As a matter of building off previous posts, and to ensure the “permanance” of content amidst numerous evolving conceptual ideas, I’ll add some additional ideas / thoughts through separate posts. This way, if there are interesting articles I read along the way that are relevant to a past post, I’ll add a commentary such as this one.
Recently (clearly not today, as I am hardly able to maintain a regular time to write), I came across an article by the New York Times by Peter Coy discussing how big boy pharma companies are making bank (well specifically, profits) off the pandemic.
My quick takie is largely centred on the continual “extreme” narratives around this sensitive topic, which continues to pit people against power, as has happened on many occassions across human history. In this case, Coy does note that the high margins are indeed attributable to several major companies, with high pricing power, and able to make these prices stick . Whichever the case, it would appear that the anti-big business trend (namely, walmart, amazon, etc) shall continue as part of the broader ongoing socio-economic trend of inequality and whatnot.

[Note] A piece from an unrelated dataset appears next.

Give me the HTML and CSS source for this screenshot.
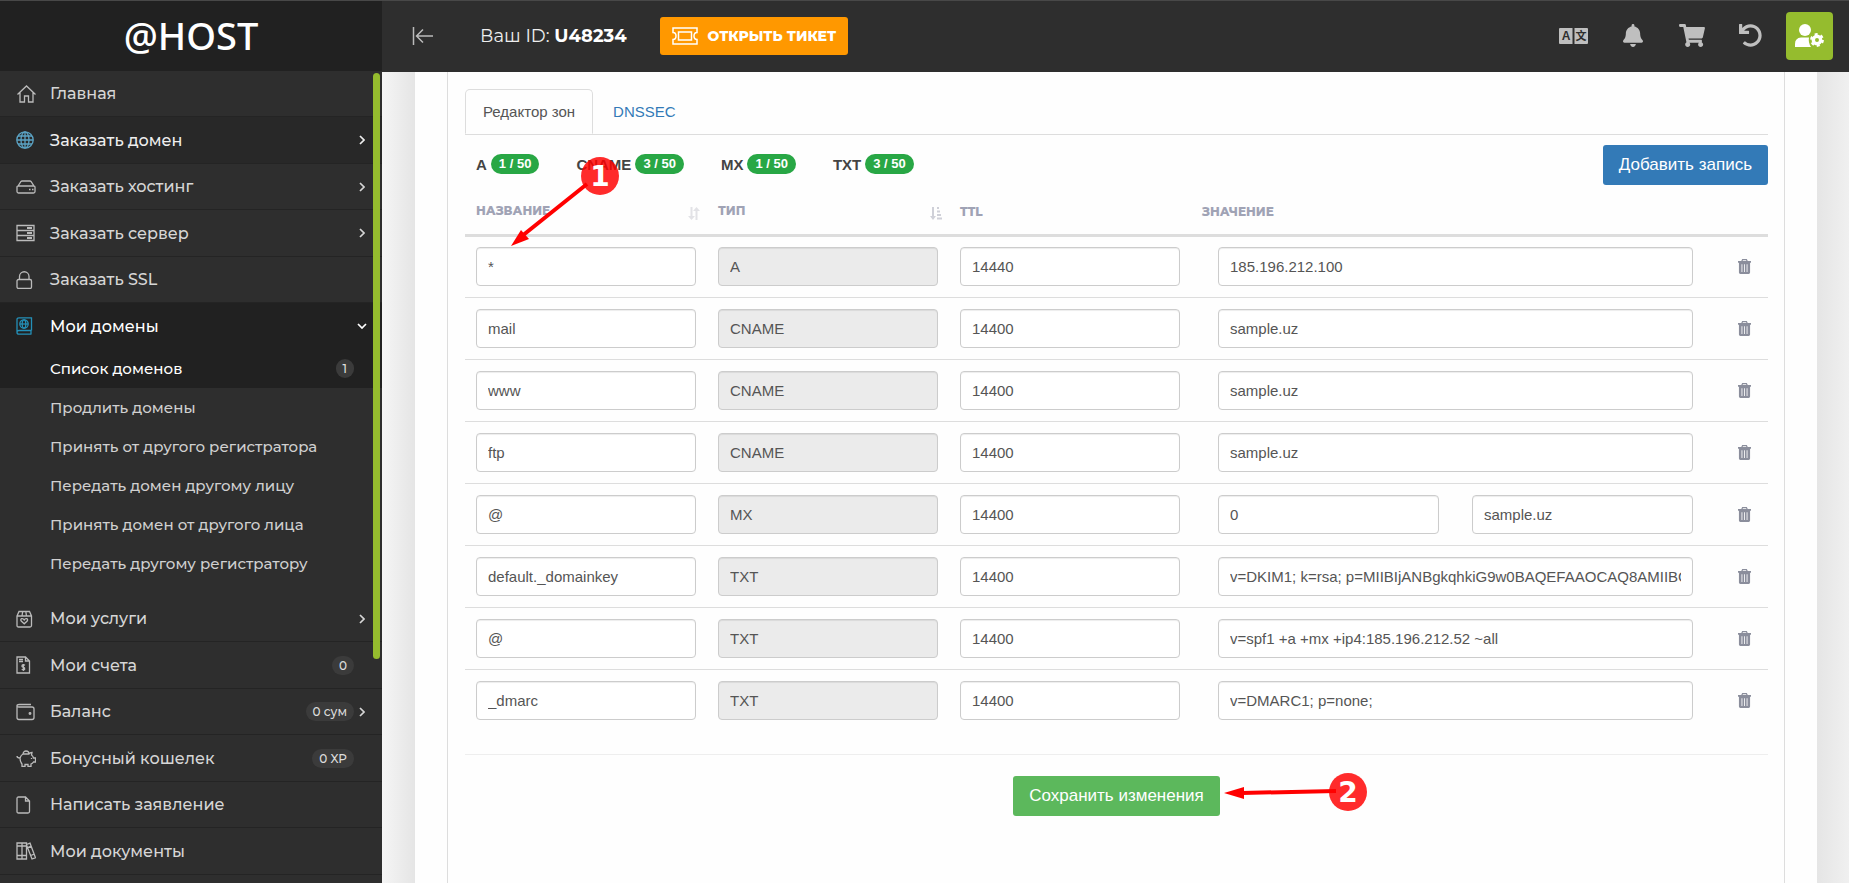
FILE: index.html
```html
<!DOCTYPE html>
<html lang="ru">
<head>
  <meta charset="UTF-8">
  <title>@HOST - Редактор зон</title>
  <meta name="viewport" content="width=device-width, initial-scale=1.0">
  <link rel="stylesheet" href="styles.css">
</head>
<body>

  <!-- shared icons -->
  <svg class="sprite" aria-hidden="true">
    <symbol id="chevron" viewBox="0 0 6 10"><path d="M1 1l4 4-4 4" fill="none" stroke="currentColor" stroke-width="1.7"/></symbol>
    <symbol id="trash" viewBox="0 0 14 16">
      <path fill-rule="evenodd" d="M4.500 0h5l1 2H14v2h-1v10.500Q13 16 11.500 16h-9Q1 16 1 14.500V4H0V2h3.500zM5.300 1.200L5 2h4l-.3-.8zM3.800 5.500v8.500h.9V5.500zm2.750 0v8.500h.9V5.500zm2.750 0v8.500h.9V5.500z" fill="currentColor"/>
    </symbol>
  </svg>

  <aside class="sidebar">
    <a class="logo" href="#">@HOST</a>
    <nav class="menu">
      <a class="menu-item" href="#">
        <svg class="icon" viewBox="0 0 20 18"><path d="M1.500 9.500L10.500 1l9 8.500M4 7.500V17h4.500v-6h4v6H17V7.500"/></svg>
        <span>Главная</span>
      </a>
      <a class="menu-item hovered" href="#">
        <svg class="icon" viewBox="0 0 20 18"><circle cx="9" cy="9" r="8.200"/><ellipse cx="9" cy="9" rx="4" ry="8.200"/><path d="M9 1v16M1 9h16M2 5h14M2 13h14"/></svg>
        <span>Заказать домен</span>
        <svg class="chevron"><use href="#chevron"/></svg>
      </a>
      <a class="menu-item" href="#">
        <svg class="icon" viewBox="0 0 20 18"><path d="M1 9v4.500q0 1.500 1.500 1.500h15q1.500 0 1.500-1.500V9q0-1-1.500-1h-15Q1 8 1 9zM2 8l3-4.500Q5.500 3 6 3h8q.5 0 1 .5L18 8"/><path d="M13 11.500h1.500M16 11.500h1.500"/></svg>
        <span>Заказать хостинг</span>
        <svg class="chevron"><use href="#chevron"/></svg>
      </a>
      <a class="menu-item" href="#">
        <svg class="icon" viewBox="0 0 20 18"><path d="M1 1.500h17v5H1zM1 6.500h17v5H1zM1 11.500h17v5H1z"/><path d="M11 4h5M11 9h5M11 14h5" stroke-width="1.800"/></svg>
        <span>Заказать сервер</span>
        <svg class="chevron"><use href="#chevron"/></svg>
      </a>
      <a class="menu-item" href="#">
        <svg class="icon" viewBox="0 0 20 18"><rect x="1" y="8.500" width="14.500" height="9" rx="1.500"/><path d="M3.500 8.500V5.500a4.700 4.700 0 0 1 9.500 0v3"/></svg>
        <span>Заказать SSL</span>
      </a>

      <div class="menu-group">
        <a class="menu-item active" href="#">
          <svg class="icon" viewBox="0 0 20 18"><path d="M15.500 13.500V.8H3Q1 .8 1 2.500v12.700q0 2 2 2h12.500M15.500 13.500H3q-2 0-2 2M15 13.500V17"/><circle cx="8" cy="7" r="4.200"/><ellipse cx="8" cy="7" rx="1.800" ry="4.200"/><path d="M4 7h8"/></svg>
          <span>Мои домены</span>
          <svg class="chevron open"><use href="#chevron"/></svg>
        </a>
        <a class="submenu-item active" href="#"><span>Список доменов</span><b class="count">1</b></a>
        <a class="submenu-item" href="#">Продлить домены</a>
        <a class="submenu-item" href="#">Принять от другого регистратора</a>
        <a class="submenu-item" href="#">Передать домен другому лицу</a>
        <a class="submenu-item" href="#">Принять домен от другого лица</a>
        <a class="submenu-item" href="#">Передать другому регистратору</a>
      </div>

      <a class="menu-item" href="#">
        <svg class="icon" viewBox="0 0 20 18"><path d="M1 6l2-4.500h10.500l2 4.500v9.500q0 1.500-1.500 1.500H2.500Q1 17 1 15.500zM1 6h14.500M6 6l.7-4.500M10.500 6l-.7-4.500"/><path d="M8.200 13.800L5.200 11q-1-1.700.5-2.300 1.500-.4 2.500 1.200 1-1.600 2.500-1.200 1.500.6.500 2.300z"/></svg>
        <span>Мои услуги</span>
        <svg class="chevron"><use href="#chevron"/></svg>
      </a>
      <a class="menu-item" href="#">
        <svg class="icon" viewBox="0 0 20 18"><path d="M1 1h8.500l4 4v12H1zM9.500 1v4h4M3 3.500h4M3 5.500h4"/><path d="M9 9.200q-2-1.200-2.800 0-.8 1.500 1 2t1.500 2q-.8 1.200-3 0M7.400 8v7"/></svg>
        <span>Мои счета</span>
        <b class="count">0</b>
      </a>
      <a class="menu-item" href="#">
        <svg class="icon" viewBox="0 0 20 18"><path d="M16 4H3Q1 4 1 2.700 1 1.500 3 1.500h12M1 3v11.500Q1 16.500 3 16.500h13q2 0 2-2V6q0-2-2-2"/><circle cx="14" cy="10.500" r=".8"/></svg>
        <span>Баланс</span>
        <b class="count">0 сум</b>
        <svg class="chevron"><use href="#chevron"/></svg>
      </a>
      <a class="menu-item" href="#">
        <svg class="icon" viewBox="0 0 20 18"><path d="M1 7q0 2 3 2 1-3 3-4h6q1-1.500 3-1.500L15.500 6q1.500 1 2 3H19.500v4h-2q-1 1.500-2.500 2v2.500h-3V15.500H9v2H6V15q-2-2-2-6M7 5a3 3 0 0 1 6 0M8.500 5h4M15.500 9v1"/></svg>
        <span>Бонусный кошелек</span>
        <b class="count">0 XP</b>
      </a>
      <a class="menu-item" href="#">
        <svg class="icon" viewBox="0 0 20 18"><path d="M1 2.500Q1 1 2.500 1h7l4 4v10.500q0 1.500-1.500 1.500H2.500Q1 17 1 15.500zM9.500 1v4h4"/></svg>
        <span>Написать заявление</span>
      </a>
      <a class="menu-item" href="#">
        <svg class="icon" viewBox="0 0 20 18"><path d="M1 1h5v16H1zM6 1h4.500v16H6zM1 4h9.500M1 13.500h9.500M10.500 2.500L14 1.200l5.500 14.500-3.500 1.300L10.500 3M11.700 5.500l3.500-1.300M14.700 13.500l3.500-1.300"/></svg>
        <span>Мои документы</span>
      </a>
    </nav>
    <div class="scrollbar"></div>
  </aside>

  <div class="page">
    <header class="topbar">
      <button class="collapse" aria-label="Свернуть меню">
        <svg viewBox="0 0 22 18"><path d="M1.500 0v18M21 9H5M11 2.500L4.500 9l6.500 6.500"/></svg>
      </button>
      <span class="user-id">Ваш ID: <strong>U48234</strong></span>
      <button class="ticket">
        <svg viewBox="0 0 26 18"><path d="M1 1h24v4.500q-3 0-3 3.500t3 3.500V17H1v-4.500q3 0 3-3.500T1 5.500zM6.500 5h13v8h-13z"/></svg>
        Открыть тикет
      </button>
      <div class="tools">
        <button class="tool" aria-label="Язык">
          <svg width="29" height="16" viewBox="0 0 29 16"><path d="M1 0h12.500v16H1q-1 0-1-1V1q0-1 1-1zM15.500 0H28q1 0 1 1v14q0 1-1 1H15.500z"/><text class="glyph" x="7" y="12">A</text><text class="glyph small" x="22" y="12">文</text></svg>
        </button>
        <button class="tool" aria-label="Уведомления">
          <svg width="20" height="23" viewBox="0 0 448 512"><path d="M224 512c35.320 0 63.970-28.650 63.970-64H160.030c0 35.350 28.650 64 63.970 64zm215.390-149.710c-19.320-20.760-55.470-51.990-55.470-154.290 0-77.700-54.480-139.900-127.940-155.160V32c0-17.670-14.320-32-31.980-32s-31.980 14.330-31.980 32v20.840C118.560 68.100 64.080 130.300 64.080 208c0 102.300-36.150 133.530-55.470 154.290-6 6.450-8.660 14.160-8.610 21.710.11 16.400 12.980 32 32.100 32h383.800c19.120 0 32-15.600 32.100-32 .05-7.550-2.610-15.270-8.610-21.710z"/></svg>
        </button>
        <button class="tool" aria-label="Корзина">
          <svg width="26" height="23" viewBox="0 0 576 512"><path d="M528.120 301.319l47.273-208C578.806 78.301 567.391 64 551.990 64H159.208l-9.166-44.810C147.758 8.021 137.930 0 126.529 0H24C10.745 0 0 10.745 0 24v16c0 13.255 10.745 24 24 24h69.883l70.248 343.435C147.325 417.100 136 435.222 136 456c0 30.928 25.072 56 56 56s56-25.072 56-56c0-15.674-6.447-29.835-16.824-40h209.647C430.447 426.165 424 440.326 424 456c0 30.928 25.072 56 56 56s56-25.072 56-56c0-22.172-12.888-41.332-31.579-50.405l5.517-24.276c3.413-15.018-8.002-29.319-23.403-29.319H218.117l-6.545-32h293.145c11.206 0 20.920-7.754 23.403-18.681z"/></svg>
        </button>
        <button class="tool" aria-label="Назад">
          <svg width="23" height="23" viewBox="0 0 512 512"><path d="M212.333 224.333H12c-6.627 0-12-5.373-12-12V12C0 5.373 5.373 0 12 0h48c6.627 0 12 5.373 12 12v78.112C117.773 39.279 184.260 7.470 258.175 8.007c136.906.994 246.448 111.623 246.157 248.532C504.041 393.258 393.120 504 256.333 504c-64.089 0-122.496-24.313-166.510-64.215-5.099-4.622-5.334-12.554-.467-17.420l33.967-33.967c4.474-4.474 11.662-4.717 16.401-.525C170.760 415.336 211.580 432 256.333 432c97.268 0 176-78.716 176-176 0-97.267-78.716-176-176-176-58.496 0-110.280 28.476-142.274 72.333h98.274c6.627 0 12 5.373 12 12v48c0 6.627-5.373 12-12 12z"/></svg>
        </button>
        <button class="tool account" aria-label="Профиль">
          <svg width="29" height="24" viewBox="0 0 29 24"><circle cx="10" cy="6" r="6"/><path d="M0 23v-3q0-6 6-6.500h8q-1 5 2 9.500H1q-1 0-1 0z"/><circle cx="22" cy="16" r="3.700" fill="none" stroke="#fff" stroke-width="3.400"/><circle cx="22" cy="16" r="5.800" fill="none" stroke="#fff" stroke-width="2.200" stroke-dasharray="3 3.070"/></svg>
        </button>
      </div>
    </header>

    <main class="content">
      <div class="card">
        <section class="panel">
          <ul class="tabs">
            <li><a class="tab current" href="#">Редактор зон</a></li>
            <li><a class="tab" href="#">DNSSEC</a></li>
          </ul>

          <div class="limits">
            <span class="limit">A <b class="pill">1 / 50</b></span>
            <span class="limit">CNAME <b class="pill">3 / 50</b></span>
            <span class="limit">MX <b class="pill">1 / 50</b></span>
            <span class="limit">TXT <b class="pill">3 / 50</b></span>
            <button class="btn btn-primary">Добавить запись</button>
          </div>

          <table class="records">
            <colgroup>
              <col class="col-field"><col class="col-field"><col class="col-field"><col><col class="col-action">
            </colgroup>
            <thead>
              <tr>
                <th><div class="head">Название
                  <svg class="sort" viewBox="0 0 12 13"><path d="M3.500 0v10M8.500 13V3" fill="none" stroke="currentColor" stroke-width="2"/><path d="M0 9h7l-3.500 4zM5 4h7L8.500 0z"/></svg></div></th>
                <th><div class="head">Тип
                  <svg class="sort sorted" viewBox="0 0 12 13"><path d="M3 0v10" fill="none" stroke="currentColor" stroke-width="2"/><path d="M0 9h6l-3 4zM7 0h2v2H7zM7 3.500h3v2H7zM7 7h4v2H7zM7 10.500h5v2H7z"/></svg></div></th>
                <th>TTL</th>
                <th>Значение</th>
                <th></th>
              </tr>
            </thead>
            <tbody>
              <tr>
                <td><input type="text" value="*" aria-label="Название"></td>
                <td><input type="text" value="A" aria-label="Тип" disabled></td>
                <td><input type="text" value="14440" aria-label="TTL"></td>
                <td class="value"><div><input type="text" value="185.196.212.100" aria-label="Значение"></div></td>
                <td class="action"><button aria-label="Удалить"><svg><use href="#trash"/></svg></button></td>
              </tr>
              <tr>
                <td><input type="text" value="mail" aria-label="Название"></td>
                <td><input type="text" value="CNAME" aria-label="Тип" disabled></td>
                <td><input type="text" value="14400" aria-label="TTL"></td>
                <td class="value"><div><input type="text" value="sample.uz" aria-label="Значение"></div></td>
                <td class="action"><button aria-label="Удалить"><svg><use href="#trash"/></svg></button></td>
              </tr>
              <tr>
                <td><input type="text" value="www" aria-label="Название"></td>
                <td><input type="text" value="CNAME" aria-label="Тип" disabled></td>
                <td><input type="text" value="14400" aria-label="TTL"></td>
                <td class="value"><div><input type="text" value="sample.uz" aria-label="Значение"></div></td>
                <td class="action"><button aria-label="Удалить"><svg><use href="#trash"/></svg></button></td>
              </tr>
              <tr>
                <td><input type="text" value="ftp" aria-label="Название"></td>
                <td><input type="text" value="CNAME" aria-label="Тип" disabled></td>
                <td><input type="text" value="14400" aria-label="TTL"></td>
                <td class="value"><div><input type="text" value="sample.uz" aria-label="Значение"></div></td>
                <td class="action"><button aria-label="Удалить"><svg><use href="#trash"/></svg></button></td>
              </tr>
              <tr>
                <td><input type="text" value="@" aria-label="Название"></td>
                <td><input type="text" value="MX" aria-label="Тип" disabled></td>
                <td><input type="text" value="14400" aria-label="TTL"></td>
                <td class="value"><div><input type="text" value="0" aria-label="Приоритет"><input type="text" value="sample.uz" aria-label="Значение"></div></td>
                <td class="action"><button aria-label="Удалить"><svg><use href="#trash"/></svg></button></td>
              </tr>
              <tr>
                <td><input type="text" value="default._domainkey" aria-label="Название"></td>
                <td><input type="text" value="TXT" aria-label="Тип" disabled></td>
                <td><input type="text" value="14400" aria-label="TTL"></td>
                <td class="value"><div><input type="text" value="v=DKIM1; k=rsa; p=MIIBIjANBgkqhkiG9w0BAQEFAAOCAQ8AMIIBCgKCAQEA" aria-label="Значение"></div></td>
                <td class="action"><button aria-label="Удалить"><svg><use href="#trash"/></svg></button></td>
              </tr>
              <tr>
                <td><input type="text" value="@" aria-label="Название"></td>
                <td><input type="text" value="TXT" aria-label="Тип" disabled></td>
                <td><input type="text" value="14400" aria-label="TTL"></td>
                <td class="value"><div><input type="text" value="v=spf1 +a +mx +ip4:185.196.212.52 ~all" aria-label="Значение"></div></td>
                <td class="action"><button aria-label="Удалить"><svg><use href="#trash"/></svg></button></td>
              </tr>
              <tr>
                <td><input type="text" value="_dmarc" aria-label="Название"></td>
                <td><input type="text" value="TXT" aria-label="Тип" disabled></td>
                <td><input type="text" value="14400" aria-label="TTL"></td>
                <td class="value"><div><input type="text" value="v=DMARC1; p=none;" aria-label="Значение"></div></td>
                <td class="action"><button aria-label="Удалить"><svg><use href="#trash"/></svg></button></td>
              </tr>
            </tbody>
          </table>

          <div class="save">
            <div class="save-wrap">
              <button class="btn btn-success">Сохранить изменения</button>
              <svg class="step step-2" viewBox="0 0 145 40">
                <path d="M18 21L112 19" stroke="#f00" stroke-width="4"/>
                <path d="M0 21l20-6v12z" fill="#f00"/>
                <circle cx="124" cy="20" r="19"/>
                <text x="124" y="30">2</text>
              </svg>
            </div>
          </div>

          <!-- step 1 -->
          <svg class="step step-1" viewBox="0 0 110 92">
            <circle cx="90" cy="20" r="19"/>
            <path d="M12 80L77 28" stroke="#f00" stroke-width="4"/>
            <path d="M1 90l10-16 8 9z" fill="#f00"/>
            <text x="90" y="30">1</text>
          </svg>
        </section>
      </div>
    </main>
  </div>

</body>
</html>
```
FILE: styles.css
```css
*{
  box-sizing: border-box;
}
html, body {
  height: 100%;
}
body {
  background: #eee;
  border-top: 1px solid #484848;
  color: #555;
  display: flex;
  font-family: "Liberation Sans", Arial, sans-serif;
  font-size: 15px;
  margin: 0;
  overflow: hidden;
}
a{
  text-decoration: none;
}
button{
  border: 0;
  cursor: pointer;
  font-family: inherit;
  padding: 0;
}
.sprite{
  display: none;
}

/*sidebar*/
.sidebar{
  background: #2e2e2e;
  flex: 0 0 382px;
  font-family: Montserrat, Inter, sans-serif;
  font-weight: 500;
  overflow: hidden;
  position: relative;
}
.logo{
  align-items: center;
  background: #212121;
  color: #fff;
  display: flex;
  font-family: "Noto Sans", sans-serif;
  font-size: 38px;
  height: 70px;
  justify-content: center;
  padding-bottom: 2px;
}
.menu-item{
  align-items: center;
  border-bottom: 1px solid #242424;
  color: #d6d6d6;
  display: flex;
  font-size: 16px;
  height: 46px;
  padding: 0 17px 0 16px;
}
.menu-item:nth-child(even){
  height: 47px;
}
.menu-item span, .submenu-item span{
  flex: 1;
}
.menu-item.hovered{
  background: #282828;
  color: #eee;
}
.menu-group .menu-item{
  border-bottom: 0;
}
.menu-item.active, .submenu-item.active{
  background: #212121;
  color: #fff;
}
.menu-group{
  padding-bottom: 13px;
}
.submenu-item{
  align-items: center;
  color: #d0d0d0;
  display: flex;
  font-size: 15px;
  height: 39px;
  padding: 0 17px 0 50px;
}
.icon{
  fill: none;
  height: 18px;
  margin-right: 14px;
  stroke: #bbb;
  stroke-width: 1.3;
  width: 20px;
}
.hovered .icon{
  stroke: #5ba3c4;
}
.active .icon{
  stroke: #2490b8;
}
.chevron{
  height: 10px;
  margin-left: 5px;
  width: 6px;
}
.chevron.open{
  transform: rotate(90deg);
}
.count{
  background: #3b3b3b;
  border-radius: 10px;
  color: #ddd;
  font-size: 12px;
  font-weight: 500;
  line-height: 19px;
  margin-right: 11px;
  padding: 0 7px;
}
.count + .chevron{
  margin-left: -6px;
}
.scrollbar{
  background: #95bc2e;
  border-radius: 4px;
  height: 586px;
  position: absolute;
  right: 2px;
  top: 72px;
  width: 7px;
}

/*top bar*/
.page{
  display: flex;
  flex: 1;
  flex-direction: column;
  min-width: 0;
}
.topbar{
  align-items: center;
  background: #2e2e2e;
  color: #eee;
  display: flex;
  flex: 0 0 71px;
  font-family: Montserrat, Inter, sans-serif;
  padding: 0 16px 2px 30px;
}
.collapse{
  background: none;
  height: 18px;
  width: 22px;
}
.collapse svg{
  fill: none;
  height: 18px;
  stroke: #bbb;
  stroke-width: 1.5;
  width: 22px;
}
.user-id{
  font-size: 18px;
  margin: 0 33px 0 46px;
}
.user-id strong{
  color: #fff;
}
.ticket{
  align-items: center;
  background: #ff9800;
  border-radius: 3px;
  color: #fff;
  display: flex;
  font-size: 14px;
  font-weight: 800;
  gap: 10px;
  height: 38px;
  padding: 0 12px;
  text-transform: uppercase;
}
.ticket svg{
  fill: none;
  height: 18px;
  stroke: #fff;
  stroke-width: 1.5;
  width: 26px;
}
.tools{
  display: flex;
  gap: 12px;
  margin-left: auto;
}
.tool{
  align-items: center;
  background: none;
  display: flex;
  height: 48px;
  justify-content: center;
  width: 47px;
}
.tool svg{
  fill: #bfbfbf;
}
.tool .glyph{
  fill: #2e2e2e;
  font: bold 12px "Liberation Sans", "Noto Sans CJK SC", sans-serif;
  text-anchor: middle;
}
.tool .small{
  font-size: 11px;
}
.tool.account{
  background: #95bc2e;
  border-radius: 4px;
}
.account svg{
  fill: #fff;
}

/*content*/
.content{
  background: linear-gradient(to right, #f5f5f5, #e5e5e5 33px, #e5e5e5 calc(100% - 32px), #f0f0f0);
  flex: 1;
  min-height: 0;
  overflow: hidden;
  padding: 0 32px 0 33px;
}
.card{
  background: #fefefe;
  min-height: 100%;
  padding: 0 32px;
}
.panel{
  border: 1px solid #ddd;
  border-width: 0 1px;
  min-height: 812px;
  padding: 17px 16px 0 17px;
  position: relative;
}
.tabs{
  border-bottom: 1px solid #ddd;
  display: flex;
  list-style: none;
  margin: 0;
  padding: 0;
}
.tab{
  border: 1px solid transparent;
  border-radius: 5px 5px 0 0;
  color: #337ab7;
  display: block;
  font-size: 15px;
  line-height: 43px;
  margin-right: 2px;
  padding: 0 17px;
}
.tab.current{
  background: #fefefe;
  border-color: #ddd;
  border-bottom-color: #fefefe;
  color: #555;
  margin-bottom: -1px;
}

.limits{
  align-items: flex-start;
  color: #444;
  display: flex;
  gap: 37px;
  padding: 10px 0 10px 11px;
}
.limit{
  align-items: center;
  display: flex;
  font-weight: bold;
  gap: 4px;
  height: 38px;
}
.pill{
  background: #28a745;
  border-radius: 10px;
  color: #fff;
  font-size: 13px;
  line-height: 20px;
  padding: 0 8px;
}
.btn{
  border-radius: 3px;
  color: #fff;
  font-size: 17px;
  height: 40px;
  padding: 0 16px;
}
.btn-primary{
  background: #337ab7;
  margin-left: auto;
}
.btn-success{
  background: #5cb85c;
}

.records{
  border-collapse: collapse;
  table-layout: fixed;
  width: 100%;
}
.col-field{
  width: 242px;
}
.col-action{
  width: 47px;
}
.records th{
  border-bottom: 3px solid #ddd;
  color: #a0a3b5;
  font: 800 12px Montserrat, "Open Sans", sans-serif;
  height: 40px;
  padding: 0 11px 6px;
  text-align: left;
  text-transform: uppercase;
}
.head{
  display: flex;
  justify-content: space-between;
}
.sort{
  color: #e2e2e6;
  fill: currentColor;
  height: 13px;
  margin: 4px -4px 0 0;
  width: 12px;
}
.sorted{
  color: #cfd0d8;
}
.records td{
  border-bottom: 1px solid #ddd;
  height: 62px;
  padding: 0 11px;
}
.records tbody tr:last-child td{
  border-bottom: 0;
}
.records input{
  background: #fff;
  border: 1px solid #ccc;
  border-radius: 4px;
  box-shadow: inset 0 1px 1px rgba(0,0,0,0.075);
  color: #555;
  display: block;
  font-family: inherit;
  font-size: 15px;
  height: 39px;
  min-width: 0;
  padding: 0 11px;
  width: 100%;
}
.records input:disabled{
  background: #ebebeb;
}
.records .value{
  padding: 0 28px 0 27px;
}
.value div{
  display: flex;
  gap: 33px;
}
.records .action{
  padding: 0;
}
.action button{
  background: none;
  color: #8b8e9c;
  display: block;
  margin: 0 auto;
}
.action svg{
  display: block;
  height: 15px;
  width: 13px;
}

.save{
  border-top: 1px solid #eee;
  display: flex;
  justify-content: center;
  margin-top: 23px;
  padding-top: 21px;
}
.save-wrap{
  position: relative;
}

/*numbered step markers lie over the page*/
.step{
  pointer-events: none;
  position: absolute;
}
.step circle{
  fill: rgba(255,0,0,0.83);
}
.step text{
  fill: #fff;
  font: bold 28px "DejaVu Sans", sans-serif;
  text-anchor: middle;
}
.step-1{
  height: 92px;
  left: 62px;
  top: 84px;
  width: 110px;
}
.step-2{
  height: 40px;
  left: calc(100% + 4px);
  top: -4px;
  width: 145px;
}
```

Of course, one can also ask “what are profits?” to which the accounting course I had attended earlier this year provided a far more obfuscated answer than straight, hard cash. Anyway, I immensely dislike accounting - a lesson I had learnt this year.
The Engine of Capitalism
But what really caught my eye in a big way, was Coy’s succinct characterisation that “Reaching for more profit by tring to escape commodification is the engine of capitalism and innovation”.
Such is the beauty and clarity of thought of (I suppose) a well regarded journalist, the equivalance of which I tried to articulate through several thousands of words. Specifically, on the premise of differentiation = escaping commodification.
Of course, my latter posts would probably add to Coy’s sentence that “Reaching for more profit by tring to escape commodification is the engine of capitalism and innovation and intangible bullshit".
As noted in my economic posts, the modern capitalist engine is less driven by Ford’s ingenious Model-T eninges, and more so by flying unicorns (which the world has come to idolise)
Morality of Profit
The article also sparked a natural follow on question on the Morality of Profit, which I’m sure has been debated to death in some 18th century old white man’s room, but it was the sort of spark that left me as a curious bystander rather than an engaged thinker.
For future rerefence (maybe), the article got me thinking about some sort of social judgement around some economic themes:
- Pricing power
- Opportunists (good/bad?)
- Diminishing competition (Bad?)
- Taking advantage of the weak (bad?)
- Raising prices raising supply (good?)
Coy ponders at the end of his article that: “Profit seeking is good, Profiteering is bad; But who gets to decide which is which?".
Indeed so, but I’ll probably need several rounds of drinks with an economist before I reach some sort of drunken epiphany on this.